Graham Zusi, Eden Hazard
Posted at 5:48 PM, Jun 17, 2022
and last updated 2022-06-17 18:48:53-04

KANSAS CITY, Mo. — Sporting Kansas City midfielder Graham Zusi knows firsthand what the World Cup experience entails.

He played for the U.S. Men’s National Team at the 2014 FIFA World Cup in Brazil.

Zusi was a veteran of MLS play as well as international matches, including World Cup qualifiers, and an MLS Cup champion, but nothing prepared him for the experience of soccer at its highest level.

He said the experience around the quadrennial event is indescribable “until you’re in it and feeling the energy, the excitement.”

Kansas City, which was awarded matches in the 2026 World Cup on Thursday, will find out in four years.

The U.S. team stayed in São Paulo, a sprawling city of 22 million people densely packed with high rises, during the 2014 World Cup.

“When Brazil was playing, it was a ghost town,” Zusi said. “You didn’t see a single soul in the streets. But when Brazil scored, you heard an eruption of sound and celebration. It was a really bizarre but really cool experience to have.”

Sporting KC Manager and Sporting Director Peter Vermes played for the 1990 U.S. team, which snapped a 40-year-old drought in qualifying for the World Cup in Italy that year.

1990 World Cup
United States forward Peter Vermes, third right, attempts to score against Austrian goalkeeper Klaus Lindenberger, during the first half of the World Cup match in Florence, Italy, on June 19, 1990. Austria defeated the USA 2-1.

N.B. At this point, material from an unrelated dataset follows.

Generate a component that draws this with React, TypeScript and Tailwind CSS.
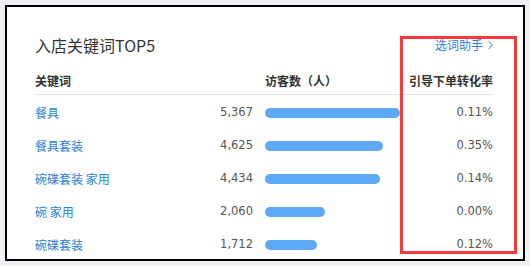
const rows = [
  { kw: '餐具', visitors: '5,367', bar: 135, rate: '0.11%' },
  { kw: '餐具套装', visitors: '4,625', bar: 118, rate: '0.35%' },
  { kw: '碗碟套装 家用', visitors: '4,434', bar: 115, rate: '0.14%' },
  { kw: '碗 家用', visitors: '2,060', bar: 60, rate: '0.00%' },
  { kw: '碗碟套装', visitors: '1,712', bar: 52, rate: '0.12%' },
]

const numFont = { fontFamily: '"DejaVu Sans", "Noto Sans", sans-serif' }

export default function App() {
  return (
    <div
      className="relative w-[530px] h-[266px] bg-[#eef0f3] pt-[5px] pl-[5px] overflow-hidden"
      style={{ fontFamily: '"Noto Sans CJK SC", "Noto Sans", sans-serif' }}
    >
      {/* Card */}
      <div className="w-[520px] h-[256px] border-2 border-black bg-white pl-[28px] pr-[30px] pt-[26px]">
        {/* Title row */}
        <div className="flex items-center justify-between h-[24px]">
          <h2 className="text-[16px] leading-[24px] text-[#333]">入店关键词TOP5</h2>
          <a className="flex items-center gap-[5px] text-[12px] text-[#2b7fd4]">
            选词助手
            <svg width="5" height="10" viewBox="0 0 5 10" fill="none" stroke="currentColor" strokeWidth="1">
              <path d="M0.6 0.8 L4.3 5 L0.6 9.2" />
            </svg>
          </a>
        </div>

        {/* Table header */}
        <div className="flex items-center h-[28px] mt-[10px] border-b border-[#e3e3e3] text-[12px] font-bold text-[#333]">
          <div className="w-[150px] shrink-0">关键词</div>
          <div className="w-[68px] shrink-0" />
          <div className="flex-1 ml-[12px]">访客数（人）</div>
          <div className="w-[93px] shrink-0 text-right">引导下单转化率</div>
        </div>

        {/* Rows */}
        <div className="pt-[1px]">
          {rows.map((r) => (
            <div key={r.kw} className="flex items-center h-[33px] text-[12px]">
              <div className="w-[150px] shrink-0 text-[#2b7fd4]">{r.kw}</div>
              <div className="w-[68px] shrink-0 text-right text-[11.5px] text-[#555]" style={numFont}>
                {r.visitors}
              </div>
              <div className="flex-1 ml-[12px]">
                <div className="h-[10px] rounded-full bg-[#5ea9f6]" style={{ width: r.bar }} />
              </div>
              <div className="w-[93px] shrink-0 text-right text-[11.5px] text-[#555]" style={numFont}>
                {r.rate}
              </div>
            </div>
          ))}
        </div>
      </div>

      {/* Red annotation box */}
      <div className="absolute left-[400px] top-[36px] w-[117px] h-[218px] border-[3px] border-[#f43a3a]" />
    </div>
  )
}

“Most people don’t know what’s coming — and what’s coming is the biggest individual sporting event in the world,” Vermes said. “The cultural experience is fantastic. The passion of each team’s fans is just incredible. There’s such a sense of patriotism by everybody for their country, but what brings them all together is soccer. And it’s enjoyment, it’s entertainment. It’s going to be over a month of one big party. It’ll be a tremendous, tremendous time.”

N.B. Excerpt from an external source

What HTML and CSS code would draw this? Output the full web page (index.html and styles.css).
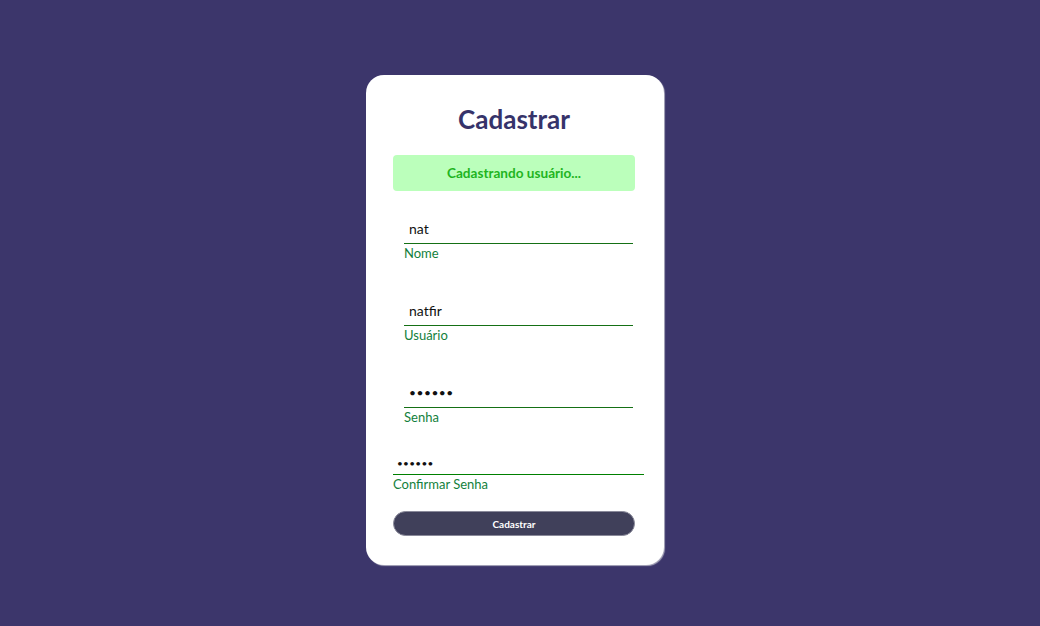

Zusi said he expects Kansas City to “absolutely roll out the red carpet for the visitors that come to experience the games here” and that the city’s signature Midwestern hospitality will shine.

“I’m absolutely thrilled for this city,” Zusi said. “I think it’s so very well-deserved. It’s a big deal for Kansas City to be on the map like this, and there’s no question in my mind that we’ll be a phenomenal host.”

Even rival fans come together in the spirit of “mutual respect and friendship,” brought together by a shared love of soccer, for the World Cup.

“It’s going to be a long four years waiting for it, but hopefully that time will go by quickly and I can’t wait to host that World Cup,” said Zusi, who has played for Sporting KC since 2009.

Kansas City may not be an internationally renowned town, but it had better be ready for its closeup in 2026. The world will be watching — and Vermes suspects KC will shine.

“You’re going to get a lot of people very familiar with Kansas City and what Kansas City has to offer,” Vermes said. “I don’t know a better city to represent the Midwest from a hospitality perspective. This is a great place to live, to come visit, to be a part of.”